» Goal
Count every line of the material that holds the string "components". Respond with the total only.

------------------------------

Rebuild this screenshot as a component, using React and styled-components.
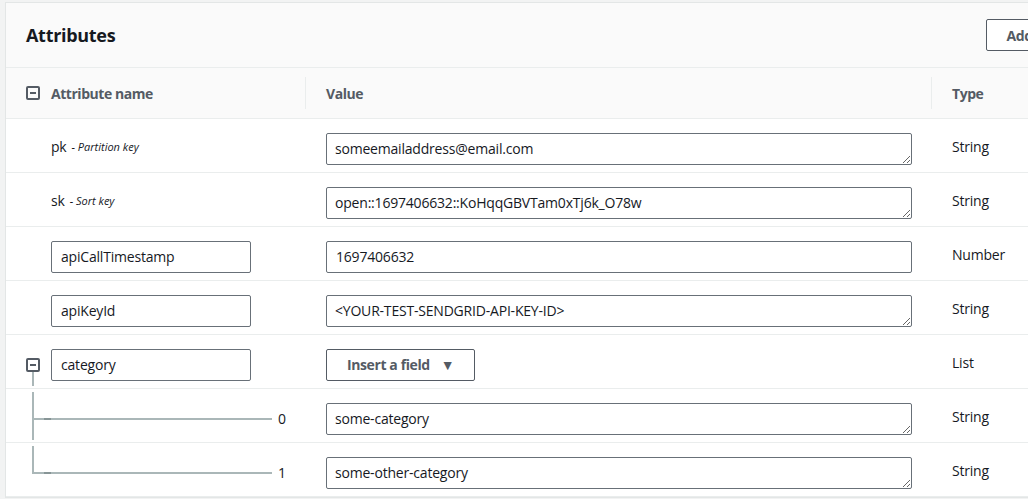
import React from "react";
import styled, { createGlobalStyle } from "styled-components";

const GlobalStyle = createGlobalStyle`
  html, body {
    margin: 0;
    padding: 0;
    background: #f2f3f3;
    overflow: hidden;
  }
  body {
    font-family: "Open Sans", "Liberation Sans", sans-serif;
    font-size: 14px;
    letter-spacing: -0.2px;
    color: #16191f;
  }
`;

const Panel = styled.div`
  width: 1131px;
  margin: 2px 0 0 5px;
  background: #fff;
  border: 1px solid #e3e6e6;
`;

const PanelHeader = styled.div`
  display: flex;
  align-items: center;
  justify-content: space-between;
  height: 64px;
  padding: 0 20px;
  background: #fafafa;
  border-bottom: 1px solid #eaeded;
`;

const Title = styled.h2`
  margin: 0;
  font-size: 18px;
  font-weight: 700;
  letter-spacing: -0.3px;
  color: #16191f;
`;

const Button = styled.button`
  display: inline-flex;
  align-items: center;
  gap: 11px;
  height: 32px;
  padding: 0 20px;
  background: #fff;
  border: 1px solid #545b64;
  border-radius: 2px;
  font-family: inherit;
  font-size: 14px;
  font-weight: 700;
  letter-spacing: -0.4px;
  color: #545b64;
  cursor: pointer;
`;

const Row = styled.div`
  display: grid;
  grid-template-columns: 299px 626px 1fr;
  grid-template-rows: 100%;
  height: ${({ $head }) => ($head ? "50px" : "53px")};
  background: ${({ $head }) => ($head ? "#fafafa" : "#fff")};
  border-bottom: 1px solid #eaeded;
`;

const HeadCell = styled.div`
  display: flex;
  align-items: center;
  gap: 11px;
  padding-left: ${({ $first }) => ($first ? "20px" : "0")};
  font-weight: 700;
  letter-spacing: -0.45px;
  color: #545b64;
`;

const Divider = styled.span`
  width: 1px;
  height: 32px;
  margin-right: 9px;
  background: #eaeded;
`;

const Cell = styled.div`
  display: flex;
  align-items: center;
  box-sizing: border-box;
  height: 53px;
  padding-left: ${({ $pad }) => $pad || "21px"};
  padding-top: ${({ $control }) => ($control ? "6px" : "2px")};
`;

const NameCell = styled(Cell)`
  gap: 11px;
  align-items: stretch;
  padding-top: 0;
`;

const CollapseIcon = styled.span`
  position: relative;
  flex: none;
  width: 14px;
  height: 14px;
  box-sizing: border-box;
  border: 2px solid #545b64;
  border-radius: 2px;

  &::after {
    content: "";
    position: absolute;
    left: 2px;
    right: 2px;
    top: 4px;
    height: 2px;
    background: #545b64;
  }
`;

const IconColumn = styled.div`
  display: flex;
  flex-direction: column;
  align-items: center;
  width: 14px;
  padding-top: 23px;
  box-sizing: border-box;
`;

const StemLine = styled.div`
  flex: 1;
  width: 2px;
  margin-bottom: 2px;
  background: #aab7b8;
`;

const InputSlot = styled.div`
  display: flex;
  align-items: center;
  padding-top: 6px;
`;

const KeyName = styled.span`
  font-size: 14px;
  color: #16191f;
`;

const KeyHint = styled.span`
  margin-left: 5px;
  font-size: 11px;
  font-style: italic;
  letter-spacing: 0;
  color: #16191f;
`;

const NameInput = styled.input`
  width: 200px;
  height: 32px;
  box-sizing: border-box;
  padding: 0 9px;
  border: 1px solid #687078;
  border-radius: 2px;
  font-family: inherit;
  font-size: 14px;
  letter-spacing: -0.2px;
  color: #16191f;
  background: #fff;
`;

const ValueInput = styled(NameInput)`
  width: 586px;
`;

const ValueArea = styled.textarea`
  display: block;
  width: 586px;
  height: 32px;
  box-sizing: border-box;
  padding: 6px 8px;
  border: 1px solid #687078;
  border-radius: 2px;
  font-family: inherit;
  font-size: 14px;
  line-height: 18px;
  letter-spacing: -0.2px;
  color: #16191f;
  background: #fff;
  resize: vertical;
  overflow: hidden;
`;

const Caret = styled.span`
  font-size: 14px;
  color: #545b64;
`;

/* tree connector: vertical stem at 26px, branch at 29px from the row top */
const TreeCell = styled.div`
  display: flex;
  align-items: center;
  box-sizing: border-box;
  height: 53px;
  padding: 6px 0 0 272px;
  background:
    linear-gradient(#879596, #879596) 38px 29px / 7px 2px no-repeat,
    linear-gradient(#aab7b8, #aab7b8) 26px 29px / 240px 2px no-repeat,
    linear-gradient(#aab7b8, #aab7b8) 26px 3px /
      2px ${({ $last }) => ($last ? "28px" : "48px")} no-repeat;
`;

const TypeText = styled.span`
  color: #16191f;
`;

const keys = [
  { name: "pk", hint: "- Partition key", value: "someemailaddress@email.com", type: "String" },
  { name: "sk", hint: "- Sort key", value: "open::1697406632::KoHqqGBVTam0xTj6k_O78w", type: "String" },
];

const attrs = [
  { name: "apiCallTimestamp", value: "1697406632", type: "Number" },
  { name: "apiKeyId", value: "<YOUR-TEST-SENDGRID-API-KEY-ID>", type: "String" },
];

const items = ["some-category", "some-other-category"];

export default function App() {
  return (
    <>
      <GlobalStyle />
      <Panel>
        <PanelHeader>
          <Title>Attributes</Title>
          <Button>Add attribute</Button>
        </PanelHeader>

        <Row $head>
          <HeadCell $first>
            <CollapseIcon />
            Attribute name
          </HeadCell>
          <HeadCell>
            <Divider />
            Value
          </HeadCell>
          <HeadCell>
            <Divider />
            Type
          </HeadCell>
        </Row>

        {keys.map((k) => (
          <Row key={k.name}>
            <Cell $pad="45px">
              <KeyName>{k.name}</KeyName>
              <KeyHint>{k.hint}</KeyHint>
            </Cell>
            <Cell $control>
              <ValueArea rows={1} spellCheck={false} defaultValue={k.value} />
            </Cell>
            <Cell>
              <TypeText>{k.type}</TypeText>
            </Cell>
          </Row>
        ))}

        {attrs.map((a) => (
          <Row key={a.name}>
            <Cell $pad="45px" $control>
              <NameInput spellCheck={false} defaultValue={a.name} />
            </Cell>
            <Cell $control>
              {a.type === "Number" ? (
                <ValueInput spellCheck={false} defaultValue={a.value} />
              ) : (
                <ValueArea rows={1} spellCheck={false} defaultValue={a.value} />
              )}
            </Cell>
            <Cell>
              <TypeText>{a.type}</TypeText>
            </Cell>
          </Row>
        ))}

        <Row>
          <NameCell $pad="20px">
            <IconColumn>
              <CollapseIcon />
              <StemLine />
            </IconColumn>
            <InputSlot>
              <NameInput spellCheck={false} defaultValue="category" />
            </InputSlot>
          </NameCell>
          <Cell $control>
            <Button>
              Insert a field
              <Caret>▼</Caret>
            </Button>
          </Cell>
          <Cell>
            <TypeText>List</TypeText>
          </Cell>
        </Row>

        {items.map((v, i) => (
          <Row key={v}>
            <TreeCell $last={i === items.length - 1}>{i}</TreeCell>
            <Cell $control>
              <ValueArea rows={1} spellCheck={false} defaultValue={v} />
            </Cell>
            <Cell>
              <TypeText>String</TypeText>
            </Cell>
          </Row>
        ))}
      </Panel>
    </>
  );
}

------------------------------

» Correct output
2